* Start Provided data *

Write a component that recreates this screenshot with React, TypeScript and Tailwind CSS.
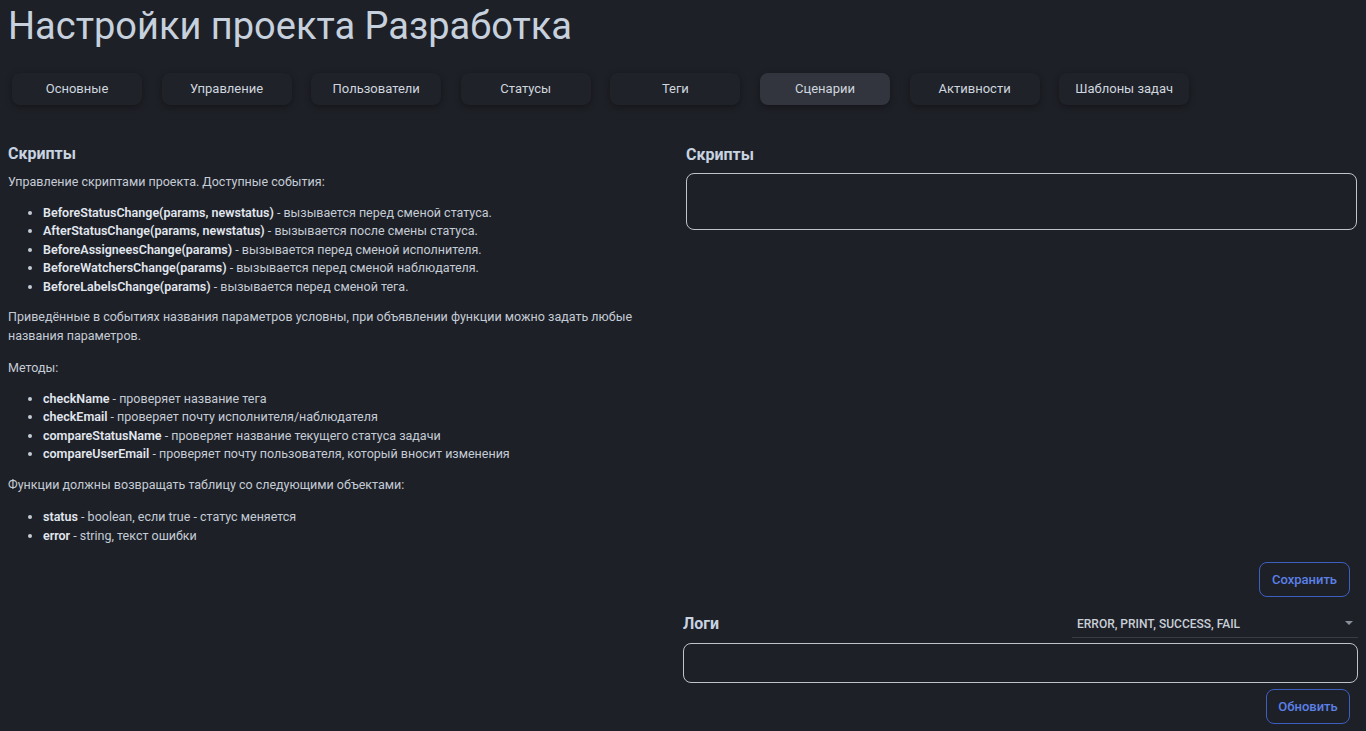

* End Provided data *
* Start Provided data *

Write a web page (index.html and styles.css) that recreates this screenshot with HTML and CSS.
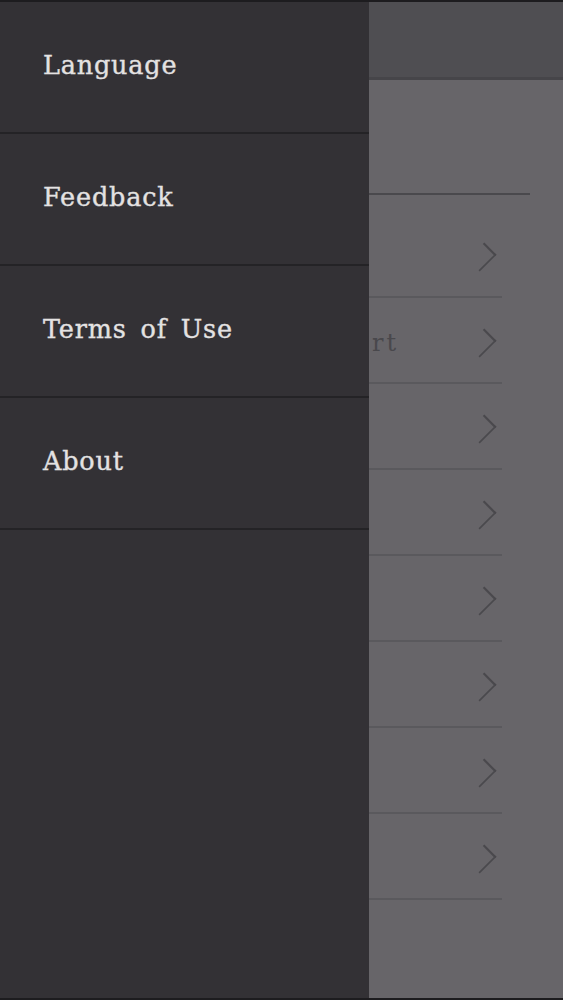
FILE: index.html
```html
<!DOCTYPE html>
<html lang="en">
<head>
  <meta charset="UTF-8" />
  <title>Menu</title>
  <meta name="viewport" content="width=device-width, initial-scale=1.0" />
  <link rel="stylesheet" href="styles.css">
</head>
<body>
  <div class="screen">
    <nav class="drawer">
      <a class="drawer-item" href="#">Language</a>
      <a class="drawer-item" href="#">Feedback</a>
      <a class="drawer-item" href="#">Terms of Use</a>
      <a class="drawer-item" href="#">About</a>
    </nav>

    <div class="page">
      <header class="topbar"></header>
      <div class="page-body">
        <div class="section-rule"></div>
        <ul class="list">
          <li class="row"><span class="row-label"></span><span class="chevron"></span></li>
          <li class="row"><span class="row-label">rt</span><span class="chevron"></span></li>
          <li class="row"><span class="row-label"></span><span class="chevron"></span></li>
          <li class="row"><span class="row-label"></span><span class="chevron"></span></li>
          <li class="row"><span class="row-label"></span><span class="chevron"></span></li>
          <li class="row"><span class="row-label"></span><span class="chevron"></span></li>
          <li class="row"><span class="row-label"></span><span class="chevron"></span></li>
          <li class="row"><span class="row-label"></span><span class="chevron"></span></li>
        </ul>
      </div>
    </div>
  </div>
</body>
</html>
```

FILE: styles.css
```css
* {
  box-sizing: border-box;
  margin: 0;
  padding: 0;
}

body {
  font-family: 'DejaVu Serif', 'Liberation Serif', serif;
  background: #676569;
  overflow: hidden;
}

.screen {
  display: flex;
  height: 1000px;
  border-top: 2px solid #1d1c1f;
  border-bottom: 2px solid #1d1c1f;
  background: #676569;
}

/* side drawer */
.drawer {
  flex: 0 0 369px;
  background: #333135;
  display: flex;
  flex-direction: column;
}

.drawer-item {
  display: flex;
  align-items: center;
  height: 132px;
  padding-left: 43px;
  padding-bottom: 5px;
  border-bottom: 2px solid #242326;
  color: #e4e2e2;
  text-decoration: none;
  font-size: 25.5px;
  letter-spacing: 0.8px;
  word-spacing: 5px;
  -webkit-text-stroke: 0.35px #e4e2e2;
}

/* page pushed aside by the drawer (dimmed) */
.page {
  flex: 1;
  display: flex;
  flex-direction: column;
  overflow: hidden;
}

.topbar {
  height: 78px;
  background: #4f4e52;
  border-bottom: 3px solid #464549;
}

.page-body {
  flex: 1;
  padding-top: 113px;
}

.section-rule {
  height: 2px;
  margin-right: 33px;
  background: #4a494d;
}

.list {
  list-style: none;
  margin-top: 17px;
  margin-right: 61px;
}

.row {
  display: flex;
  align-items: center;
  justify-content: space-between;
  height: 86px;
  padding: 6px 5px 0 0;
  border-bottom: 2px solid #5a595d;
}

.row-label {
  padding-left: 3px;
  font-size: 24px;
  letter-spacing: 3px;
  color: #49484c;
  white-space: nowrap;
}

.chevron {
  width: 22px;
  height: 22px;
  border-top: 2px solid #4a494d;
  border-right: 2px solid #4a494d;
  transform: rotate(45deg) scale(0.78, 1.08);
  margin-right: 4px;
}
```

* End Provided data *
* Start Provided data *

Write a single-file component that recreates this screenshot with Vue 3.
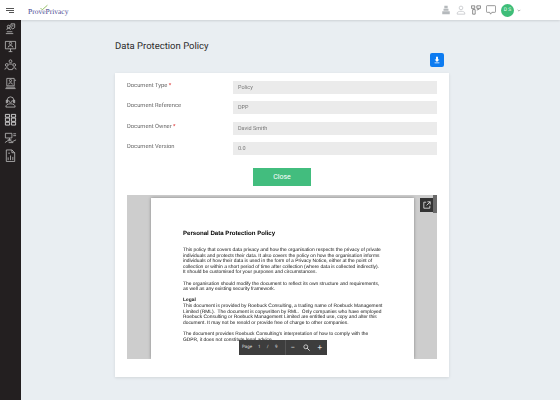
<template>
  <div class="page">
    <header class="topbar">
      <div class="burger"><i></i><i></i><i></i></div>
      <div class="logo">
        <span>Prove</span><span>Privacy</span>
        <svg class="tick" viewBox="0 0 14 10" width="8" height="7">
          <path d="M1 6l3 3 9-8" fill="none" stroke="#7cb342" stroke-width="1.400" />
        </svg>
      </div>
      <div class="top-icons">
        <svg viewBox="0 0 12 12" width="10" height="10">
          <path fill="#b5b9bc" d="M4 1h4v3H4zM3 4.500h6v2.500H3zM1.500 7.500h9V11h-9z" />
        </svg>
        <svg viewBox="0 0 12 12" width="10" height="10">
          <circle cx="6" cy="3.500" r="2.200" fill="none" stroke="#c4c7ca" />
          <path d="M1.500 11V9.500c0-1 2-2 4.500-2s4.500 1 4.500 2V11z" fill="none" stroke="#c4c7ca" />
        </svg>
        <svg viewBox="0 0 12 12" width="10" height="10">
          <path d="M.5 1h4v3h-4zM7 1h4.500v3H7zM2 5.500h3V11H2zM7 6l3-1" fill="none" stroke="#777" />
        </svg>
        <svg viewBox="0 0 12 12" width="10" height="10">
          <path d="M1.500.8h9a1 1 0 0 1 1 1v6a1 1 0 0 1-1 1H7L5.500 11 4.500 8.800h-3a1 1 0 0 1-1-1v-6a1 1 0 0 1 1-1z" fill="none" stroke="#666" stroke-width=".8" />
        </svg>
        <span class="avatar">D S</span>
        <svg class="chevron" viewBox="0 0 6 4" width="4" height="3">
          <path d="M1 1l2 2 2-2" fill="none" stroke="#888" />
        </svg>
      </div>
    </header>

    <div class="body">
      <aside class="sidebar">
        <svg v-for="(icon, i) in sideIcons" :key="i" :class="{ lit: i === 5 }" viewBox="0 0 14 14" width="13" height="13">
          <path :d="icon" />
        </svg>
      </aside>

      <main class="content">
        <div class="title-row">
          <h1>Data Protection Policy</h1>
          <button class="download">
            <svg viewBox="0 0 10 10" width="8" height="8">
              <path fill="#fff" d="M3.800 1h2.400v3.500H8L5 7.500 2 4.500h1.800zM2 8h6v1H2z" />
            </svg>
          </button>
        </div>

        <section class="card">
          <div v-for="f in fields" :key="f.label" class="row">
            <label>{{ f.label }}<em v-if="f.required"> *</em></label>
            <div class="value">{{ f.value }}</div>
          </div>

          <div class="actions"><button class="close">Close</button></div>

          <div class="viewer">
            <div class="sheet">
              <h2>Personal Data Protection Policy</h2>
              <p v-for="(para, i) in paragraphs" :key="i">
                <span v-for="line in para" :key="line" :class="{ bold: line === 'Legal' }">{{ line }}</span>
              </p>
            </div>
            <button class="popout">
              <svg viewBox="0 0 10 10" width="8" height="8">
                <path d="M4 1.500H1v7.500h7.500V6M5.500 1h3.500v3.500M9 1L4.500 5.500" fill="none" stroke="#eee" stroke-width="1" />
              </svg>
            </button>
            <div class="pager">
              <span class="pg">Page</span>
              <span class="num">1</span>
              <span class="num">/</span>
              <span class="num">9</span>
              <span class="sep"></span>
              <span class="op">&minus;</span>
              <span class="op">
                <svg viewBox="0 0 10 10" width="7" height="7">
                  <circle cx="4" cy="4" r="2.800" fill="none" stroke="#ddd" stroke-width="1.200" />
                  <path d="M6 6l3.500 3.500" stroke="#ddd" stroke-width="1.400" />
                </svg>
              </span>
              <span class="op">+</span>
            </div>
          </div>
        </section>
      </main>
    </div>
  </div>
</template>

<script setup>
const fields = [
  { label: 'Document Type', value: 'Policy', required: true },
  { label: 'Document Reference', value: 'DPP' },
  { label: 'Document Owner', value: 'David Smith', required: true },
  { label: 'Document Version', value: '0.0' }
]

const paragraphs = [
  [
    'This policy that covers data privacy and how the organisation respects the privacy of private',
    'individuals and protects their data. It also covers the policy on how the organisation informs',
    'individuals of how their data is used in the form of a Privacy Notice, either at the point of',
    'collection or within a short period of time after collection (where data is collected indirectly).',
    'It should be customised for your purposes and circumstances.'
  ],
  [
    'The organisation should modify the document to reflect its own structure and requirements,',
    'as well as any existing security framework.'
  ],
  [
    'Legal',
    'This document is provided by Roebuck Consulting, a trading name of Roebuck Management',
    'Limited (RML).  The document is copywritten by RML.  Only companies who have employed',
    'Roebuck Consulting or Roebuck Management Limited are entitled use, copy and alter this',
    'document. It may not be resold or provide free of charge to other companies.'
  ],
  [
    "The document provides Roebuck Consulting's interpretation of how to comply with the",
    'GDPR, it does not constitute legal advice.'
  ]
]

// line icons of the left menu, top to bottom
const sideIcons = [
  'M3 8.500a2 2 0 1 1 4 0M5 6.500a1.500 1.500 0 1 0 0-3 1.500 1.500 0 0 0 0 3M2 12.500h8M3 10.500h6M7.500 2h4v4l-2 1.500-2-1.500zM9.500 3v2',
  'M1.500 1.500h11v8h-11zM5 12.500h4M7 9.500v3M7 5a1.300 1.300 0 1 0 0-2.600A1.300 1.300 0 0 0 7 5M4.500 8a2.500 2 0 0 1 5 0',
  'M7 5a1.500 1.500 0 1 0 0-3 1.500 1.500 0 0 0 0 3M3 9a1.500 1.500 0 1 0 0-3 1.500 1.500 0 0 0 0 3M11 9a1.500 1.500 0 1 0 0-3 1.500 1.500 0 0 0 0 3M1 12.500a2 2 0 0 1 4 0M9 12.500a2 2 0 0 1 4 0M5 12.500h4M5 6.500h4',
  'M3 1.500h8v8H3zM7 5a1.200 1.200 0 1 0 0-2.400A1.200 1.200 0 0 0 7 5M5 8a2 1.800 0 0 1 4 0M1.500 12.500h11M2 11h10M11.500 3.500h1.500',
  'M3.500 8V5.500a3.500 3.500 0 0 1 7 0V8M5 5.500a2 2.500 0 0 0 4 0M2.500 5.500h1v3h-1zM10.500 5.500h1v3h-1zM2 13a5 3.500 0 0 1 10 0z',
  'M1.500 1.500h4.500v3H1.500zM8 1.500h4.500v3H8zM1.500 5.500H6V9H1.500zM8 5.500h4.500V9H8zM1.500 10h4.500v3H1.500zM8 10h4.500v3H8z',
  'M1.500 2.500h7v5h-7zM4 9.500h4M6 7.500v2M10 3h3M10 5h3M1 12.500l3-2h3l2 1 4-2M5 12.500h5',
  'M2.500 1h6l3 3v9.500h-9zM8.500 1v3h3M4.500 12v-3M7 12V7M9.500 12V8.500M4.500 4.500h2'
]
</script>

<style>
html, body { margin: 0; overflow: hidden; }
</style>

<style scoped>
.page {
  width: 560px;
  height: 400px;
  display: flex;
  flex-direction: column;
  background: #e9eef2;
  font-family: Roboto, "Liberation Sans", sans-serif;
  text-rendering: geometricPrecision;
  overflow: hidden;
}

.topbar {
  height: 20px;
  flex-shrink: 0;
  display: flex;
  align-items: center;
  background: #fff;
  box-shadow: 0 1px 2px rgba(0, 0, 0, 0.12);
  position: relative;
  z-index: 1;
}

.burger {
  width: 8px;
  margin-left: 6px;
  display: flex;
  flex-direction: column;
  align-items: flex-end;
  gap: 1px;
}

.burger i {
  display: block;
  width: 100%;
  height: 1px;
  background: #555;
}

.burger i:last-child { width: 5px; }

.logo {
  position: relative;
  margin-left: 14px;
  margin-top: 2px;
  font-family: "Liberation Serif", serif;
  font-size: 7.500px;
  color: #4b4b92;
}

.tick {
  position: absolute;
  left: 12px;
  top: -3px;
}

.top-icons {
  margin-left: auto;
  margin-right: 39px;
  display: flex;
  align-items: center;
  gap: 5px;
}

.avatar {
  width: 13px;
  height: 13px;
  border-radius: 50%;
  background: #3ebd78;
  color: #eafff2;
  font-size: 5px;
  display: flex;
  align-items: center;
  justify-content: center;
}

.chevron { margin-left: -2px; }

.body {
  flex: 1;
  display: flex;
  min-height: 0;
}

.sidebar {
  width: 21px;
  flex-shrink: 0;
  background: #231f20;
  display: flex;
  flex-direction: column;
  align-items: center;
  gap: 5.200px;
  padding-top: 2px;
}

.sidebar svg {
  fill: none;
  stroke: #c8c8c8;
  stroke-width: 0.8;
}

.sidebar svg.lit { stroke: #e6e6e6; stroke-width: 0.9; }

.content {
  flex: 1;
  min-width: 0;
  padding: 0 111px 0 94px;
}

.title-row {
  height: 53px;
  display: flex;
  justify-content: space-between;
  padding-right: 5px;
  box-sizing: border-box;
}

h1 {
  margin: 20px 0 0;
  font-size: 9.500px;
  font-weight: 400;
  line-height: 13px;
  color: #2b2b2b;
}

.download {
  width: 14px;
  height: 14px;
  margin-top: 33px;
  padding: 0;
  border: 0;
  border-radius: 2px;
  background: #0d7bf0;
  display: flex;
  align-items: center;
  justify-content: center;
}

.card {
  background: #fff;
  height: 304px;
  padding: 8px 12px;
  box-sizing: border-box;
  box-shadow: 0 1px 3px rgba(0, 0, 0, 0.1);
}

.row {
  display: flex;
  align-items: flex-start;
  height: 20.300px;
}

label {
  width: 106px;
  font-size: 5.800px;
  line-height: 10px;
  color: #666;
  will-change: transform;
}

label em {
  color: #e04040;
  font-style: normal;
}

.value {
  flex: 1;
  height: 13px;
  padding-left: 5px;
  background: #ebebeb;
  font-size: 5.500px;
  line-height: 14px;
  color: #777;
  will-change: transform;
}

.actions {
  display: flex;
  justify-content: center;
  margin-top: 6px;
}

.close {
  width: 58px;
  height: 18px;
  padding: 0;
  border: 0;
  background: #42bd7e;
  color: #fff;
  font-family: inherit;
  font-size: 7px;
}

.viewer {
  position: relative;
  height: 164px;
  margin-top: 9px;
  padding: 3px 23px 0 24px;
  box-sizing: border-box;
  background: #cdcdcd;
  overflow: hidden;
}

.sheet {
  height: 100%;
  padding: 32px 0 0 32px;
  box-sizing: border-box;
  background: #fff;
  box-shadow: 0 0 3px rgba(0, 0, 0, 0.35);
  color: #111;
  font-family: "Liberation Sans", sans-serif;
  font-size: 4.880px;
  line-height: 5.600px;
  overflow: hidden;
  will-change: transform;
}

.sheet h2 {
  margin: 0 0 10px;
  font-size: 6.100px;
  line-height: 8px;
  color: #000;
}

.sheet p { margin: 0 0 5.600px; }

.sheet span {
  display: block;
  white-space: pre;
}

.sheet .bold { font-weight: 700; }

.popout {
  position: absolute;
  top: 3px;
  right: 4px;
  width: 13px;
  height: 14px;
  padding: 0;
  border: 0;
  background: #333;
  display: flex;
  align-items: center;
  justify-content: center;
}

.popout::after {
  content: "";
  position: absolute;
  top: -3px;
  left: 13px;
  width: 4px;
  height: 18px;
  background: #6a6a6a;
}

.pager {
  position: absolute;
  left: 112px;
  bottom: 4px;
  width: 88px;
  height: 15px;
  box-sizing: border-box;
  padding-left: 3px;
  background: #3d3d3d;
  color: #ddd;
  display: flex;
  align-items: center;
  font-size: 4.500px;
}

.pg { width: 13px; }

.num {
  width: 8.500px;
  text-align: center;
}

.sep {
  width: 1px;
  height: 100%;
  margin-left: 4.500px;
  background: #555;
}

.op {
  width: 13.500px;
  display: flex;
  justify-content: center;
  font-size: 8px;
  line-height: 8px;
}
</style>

* End Provided data *

* Task *
Every line that holds the word "Write" counts once; state the total number of such lines and nothing else.

* Task response *
3